The seemingly random digits known as prime numbers are not nearly as scattershot as previously thought. A new analysis by Princeton University researchers has uncovered patterns in primes that are similar to those found in the positions of atoms inside certain crystal-like materials.
The researchers found a surprising similarity between the sequence of primes over long stretches of the number line and the pattern that results from shining X-rays on a material to reveal the inner arrangement of its atoms. The analysis could lead to predicting primes with high accuracy, said the researchers. The study was published Sept. 5 in the Journal of Statistical Mechanics: Theory and Experiment.
“There is much more order in prime numbers than ever previously discovered,” said Salvatore Torquato, Princeton’s Lewis Bernard Professor of Natural Sciences, professor of chemistry and the Princeton Institute for the Science and Technology of Materials. “We showed that the primes behave almost like a crystal or, more precisely, similar to a crystal-like material called a ‘quasicrystal.'”

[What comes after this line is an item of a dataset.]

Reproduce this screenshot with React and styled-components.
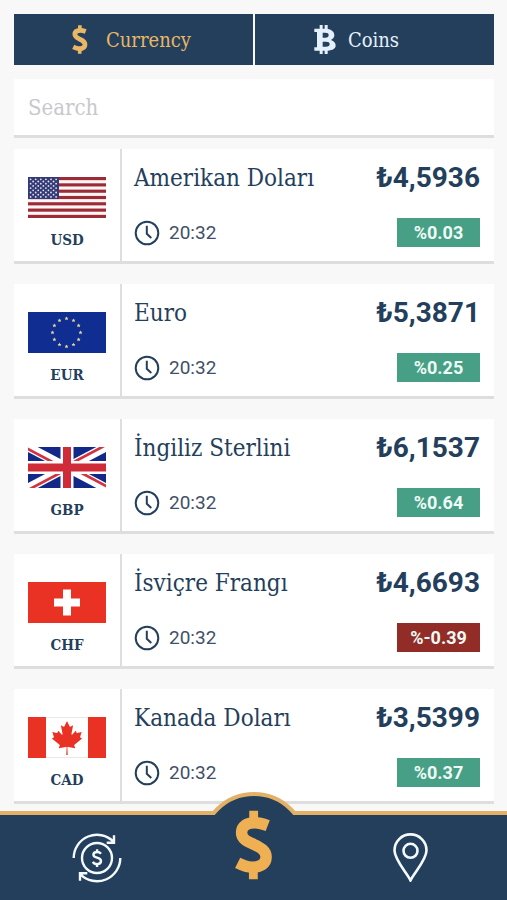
import React from "react";
import styled, { createGlobalStyle } from "styled-components";

const navy = "#243f5c";
const gold = "#efb054";
const slab = `"Roboto Slab", "DejaVu Serif Condensed", "DejaVu Serif", serif`;
const sans = `Roboto, "Liberation Sans", sans-serif`;

const GlobalStyle = createGlobalStyle`
  * {
    box-sizing: border-box;
  }
  body {
    margin: 0;
    background-color: #f8f8f8;
    color: ${navy};
    font-family: ${slab};
  }
  svg {
    display: block;
    flex-shrink: 0;
  }
`;

const Page = styled.div`
  padding: 14px 13px 97px 14px;
`;

const Tabs = styled.div`
  display: grid;
  grid-template-columns: 1fr 1fr;
  gap: 2px;
`;

const Tab = styled.button`
  display: flex;
  align-items: center;
  justify-content: center;
  gap: ${(props) => (props.$active ? "18px" : "12px")};
  height: 51px;
  padding: 0 ${(props) => (props.$active ? "4px" : "36px")} 0 0;
  border: 0;
  background-color: ${navy};
  color: ${(props) => (props.$active ? "#e9b866" : "#e4f1fd")};
  font-family: ${slab};
  font-size: 20px;
  cursor: pointer;
`;

const Search = styled.input`
  display: block;
  width: 100%;
  height: 59px;
  margin: 14px 0 11px;
  padding: 0 14px;
  border: 0;
  border-bottom: 3px solid #dedede;
  outline: 0;
  background-color: white;
  color: ${navy};
  font-family: ${slab};
  font-size: 22px;
  &::placeholder {
    color: #c8c8cc;
    opacity: 1;
  }
`;

const List = styled.ul`
  display: flex;
  flex-direction: column;
  gap: 20px;
  margin: 0;
  padding: 0;
  list-style: none;
`;

const Card = styled.li`
  display: flex;
  height: 115px;
  border-bottom: 3px solid #dedede;
  background-color: white;
`;

const Country = styled.div`
  display: flex;
  flex-direction: column;
  align-items: center;
  gap: 12px;
  width: 108px;
  padding-top: 28px;
  border-right: 2px solid #dedede;
`;

const Code = styled.span`
  font-size: 15px;
  font-weight: bold;
  line-height: 20px;
`;

const Details = styled.div`
  flex: 1;
  display: flex;
  flex-direction: column;
  justify-content: space-between;
  padding: 12px 14px 14px 12px;
`;

const Row = styled.div`
  display: flex;
  align-items: center;
  justify-content: space-between;
`;

const Name = styled.span`
  font-size: 24px;
  line-height: 34px;
`;

const Price = styled.span`
  font-family: ${sans};
  font-size: 28px;
  font-weight: bold;
  line-height: 34px;
`;

const Time = styled.span`
  display: flex;
  align-items: center;
  gap: 9px;
  font-family: ${sans};
  font-size: 19px;
  color: #3f5068;
`;

const Change = styled.span`
  width: 83px;
  background-color: ${(props) => (props.$down ? "#922c26" : "#479f86")};
  color: #eefaf5;
  font-family: ${sans};
  font-size: 18px;
  font-weight: bold;
  line-height: 29px;
  text-align: center;
`;

const BottomBar = styled.nav`
  position: fixed;
  right: 0;
  bottom: 0;
  left: 0;
  display: grid;
  grid-template-columns: repeat(3, 1fr);
  height: 89px;
  padding: 0 18px;
  border-top: 4px solid #e3b165;
  background-color: ${navy};
`;

const Bump = styled.svg`
  position: absolute;
  top: -23px;
  left: 50%;
  transform: translateX(-50%);
`;

const BarLink = styled.a`
  display: flex;
  align-items: center;
  justify-content: center;
  color: #f4faff;
`;

const MainLink = styled(BarLink)`
  position: relative;
  align-items: flex-start;
  margin-top: -5px;
  color: ${gold};
`;

function DollarIcon({ width, height }) {
  return (
    <svg width={width} height={height} viewBox="555 88 116 214" aria-hidden="true">
      <g fill="none" stroke="currentColor">
        <path
          strokeWidth="35"
          d="M655 136C642 131 630 127 616 127C590 127 575 138 575 157C575 177 592 184 612 193C634 203 650 212 650 232C650 252 634 263 607 263C591 263 577 257 563 250"
        />
        <path strokeWidth="27" strokeLinecap="square" d="M612 104V116M611 274V286" />
      </g>
    </svg>
  );
}

function BitcoinIcon() {
  return (
    <svg width="22" height="29" viewBox="189 75 66 87" aria-hidden="true">
      <path
        fill="currentColor"
        fillRule="evenodd"
        d="M190 86H206V75H215V86H221V75H230V87C243 89 250 96 250 106C250 113 246 117 240 120C249 123 254 129 254 136C254 146 246 151 230 152V162H221V152H215V162H206V152H190V142H198V96H190ZM215 98V113H223C230 113 233 111 233 105C233 100 230 98 223 98ZM215 125V140H225C232 140 236 138 236 132C236 127 232 125 225 125Z"
      />
    </svg>
  );
}

function ClockIcon() {
  return (
    <svg width="26" height="26" viewBox="-1 -1 26 26" aria-hidden="true">
      <g fill="none" stroke={navy} strokeWidth="2">
        <circle cx="12" cy="12" r="11.3" />
        <path d="M11.8 4.7V12.8L16.3 17" />
      </g>
    </svg>
  );
}

function ExchangeIcon() {
  return (
    <svg width="50" height="50" viewBox="0 0 50 50" aria-hidden="true">
      <g fill="none" stroke="currentColor" strokeWidth="2.4">
        <circle cx="25" cy="25" r="15" />
        <path d="M1.7 25A23.3 23.3 0 0 1 41.5 8.6M42 2.3V9.7H34.7" />
        <path d="M48.3 25A23.3 23.3 0 0 1 8.5 41.4M8 47.7V40.3H15.3" />
        <path d="M29 20.8C28 19.5 26.8 19 25.1 19C22.9 19 21.4 20.1 21.4 21.8C21.4 25.7 29 23.7 29 28.1C29 30 27.4 31.1 25.2 31.1C23.2 31.1 21.7 30.3 20.8 28.8M25.1 16.3V19M25.1 31V34" />
      </g>
    </svg>
  );
}

function PinIcon() {
  return (
    <svg width="35" height="49" viewBox="0 0 35 49" aria-hidden="true">
      <g fill="none" stroke="currentColor" strokeWidth="2.6">
        <path d="M17.5 47.3C13.5 39.5 1.5 26.5 1.5 17.4A16 16 0 0 1 33.5 17.4C33.5 26.5 21.5 39.5 17.5 47.3Z" />
        <circle cx="17.5" cy="17.8" r="7" />
      </g>
    </svg>
  );
}

function UsFlag() {
  const stripe = 41 / 13;
  const stars = [];
  for (let row = 0; row < 9; row++) {
    for (let col = 0; col < (row % 2 ? 5 : 6); col++) {
      stars.push([2.6 + col * 5.1 + (row % 2 ? 2.55 : 0), 2.3 + row * 2.2]);
    }
  }
  return (
    <>
      <rect width="78" height="41" fill="#fff5f5" />
      {[0, 2, 4, 6, 8, 10, 12].map((i) => (
        <rect key={i} y={i * stripe} width="78" height={stripe} fill="#9c2b38" />
      ))}
      <rect width="31" height={stripe * 7} fill="#343a75" />
      {stars.map(([x, y]) => (
        <circle key={`${x}-${y}`} cx={x} cy={y} r="0.9" fill="#e4e5f2" />
      ))}
    </>
  );
}

function EuFlag() {
  return (
    <>
      <rect width="78" height="41" fill="#102e91" />
      {[...Array(12).keys()].map((i) => {
        const angle = (i * Math.PI) / 6;
        const x = 38.5 + 14 * Math.sin(angle);
        const y = 20.5 - 14 * Math.cos(angle);
        return (
          <path
            key={i}
            transform={`translate(${x} ${y})`}
            fill="#e3d79a"
            d="M0-2L.6-.7H1.9L1 .3L1.3 1.7L0 1L-1.3 1.7L-1 .3L-1.9-.7H-.6Z"
          />
        );
      })}
    </>
  );
}

function UkFlag() {
  return (
    <>
      <rect width="78" height="41" fill="#12298a" />
      <path d="M0 0L78 41M78 0L0 41" stroke="#fff" strokeWidth="9" />
      <path
        d="M-2 1L32 19M80 40L46 22M76 -1L44 16M2 42L34 25"
        stroke="#d3333f"
        strokeWidth="2.6"
      />
      <path d="M39 0V41M0 20.5H78" stroke="#fff" strokeWidth="13" />
      <path d="M39 0V41M0 20.5H78" stroke="#cf2b39" strokeWidth="8" />
    </>
  );
}

function SwissFlag() {
  return (
    <>
      <rect width="78" height="41" fill="#e93223" />
      <path d="M39 7.5V33.5M26 20.5H52" stroke="#fff" strokeWidth="8" />
    </>
  );
}

function CanadaFlag() {
  return (
    <>
      <rect width="78" height="41" fill="#e8e8e8" />
      <rect x="18" y="1" width="42" height="39" fill="#fff" />
      <rect width="18" height="41" fill="#e93223" />
      <rect x="60" width="18" height="41" fill="#e93223" />
      <svg x="23" y="4" width="32" height="34" viewBox="2830 400 3940 4030" preserveAspectRatio="none">
        <path
          fill="#e93223"
          d="M4890 4430l-45-863a95 95 0 0 1 111-98l859 151-116-320a65 65 0 0 1 20-73l941-762-212-99a65 65 0 0 1-34-79l186-572-542 115a65 65 0 0 1-73-38l-105-247-423 454a65 65 0 0 1-111-57l204-1052-327 189a65 65 0 0 1-91-27l-332-652-332 652a65 65 0 0 1-91 27l-327-189 204 1052a65 65 0 0 1-111 57l-423-454-105 247a65 65 0 0 1-73 38l-542-115 186 572a65 65 0 0 1-34 79l-212 99 941 762a65 65 0 0 1 20 73l-116 320 859-151a95 95 0 0 1 111 98l-45 863z"
        />
      </svg>
    </>
  );
}

const currencies = [
  { code: "USD", name: "Amerikan Doları", price: "₺4,5936", change: "%0.03", Flag: UsFlag },
  { code: "EUR", name: "Euro", price: "₺5,3871", change: "%0.25", Flag: EuFlag },
  { code: "GBP", name: "İngiliz Sterlini", price: "₺6,1537", change: "%0.64", Flag: UkFlag },
  { code: "CHF", name: "İsviçre Frangı", price: "₺4,6693", change: "%-0.39", down: true, Flag: SwissFlag },
  { code: "CAD", name: "Kanada Doları", price: "₺3,5399", change: "%0.37", Flag: CanadaFlag },
];

export default function App() {
  return (
    <>
      <GlobalStyle />
      <Page>
        <Tabs>
          <Tab type="button" $active>
            <DollarIcon width={16} height={29} />
            Currency
          </Tab>
          <Tab type="button">
            <BitcoinIcon />
            Coins
          </Tab>
        </Tabs>
        <Search type="search" placeholder="Search" aria-label="Search" />
        <List>
          {currencies.map(({ code, name, price, change, down, Flag }) => (
            <Card key={code}>
              <Country>
                <svg width="78" height="41" viewBox="0 0 78 41" aria-hidden="true">
                  <Flag />
                </svg>
                <Code>{code}</Code>
              </Country>
              <Details>
                <Row>
                  <Name>{name}</Name>
                  <Price>{price}</Price>
                </Row>
                <Row>
                  <Time>
                    <ClockIcon />
                    20:32
                  </Time>
                  <Change $down={down}>{change}</Change>
                </Row>
              </Details>
            </Card>
          ))}
        </List>
      </Page>
      <BottomBar>
        <Bump width="90" height="23" viewBox="0 0 90 23" aria-hidden="true">
          <circle cx="45" cy="54" r="52" fill={navy} stroke="#e3b165" strokeWidth="4" />
        </Bump>
        <BarLink href="#exchange" aria-label="Exchange">
          <ExchangeIcon />
        </BarLink>
        <MainLink href="#rates" aria-label="Rates">
          <DollarIcon width={38} height={70} />
        </MainLink>
        <BarLink href="#nearby" aria-label="Nearby">
          <PinIcon />
        </BarLink>
      </BottomBar>
    </>
  );
}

Primes are numbers that can only be divided by 1 and themselves. Very large primes are the building blocks of many cryptography systems. Primes appear to be sprinkled randomly along the number line, although mathematicians have discerned some order. The first few primes are 2, 3, 5, 7 and 11, becoming more sporadic higher in the number line.
Torquato and his colleagues have found that that, when considered over large swaths of the number line, prime numbers are more ordered than previously believed, falling within the class of patterns known as “hyperuniformity.”
Hyperuniform materials have special order at large distances and include crystals, quasicrystals and special disordered systems. Hyperuniformity is found in the arrangement of cone cells in bird eyes, in certain rare meteorites, and in the large-scale structure of the universe.
The team showed that the order they found in the prime numbers maps to the pattern that results when X-rays interact with certain forms of matter. As a chemist, Torquato is familiar with X-ray crystallography, shining X-rays through a crystal’s three-dimensional atomic lattice. With diamonds or other crystals, this will result in a predictable pattern of bright spots or peaks, known as Bragg peaks.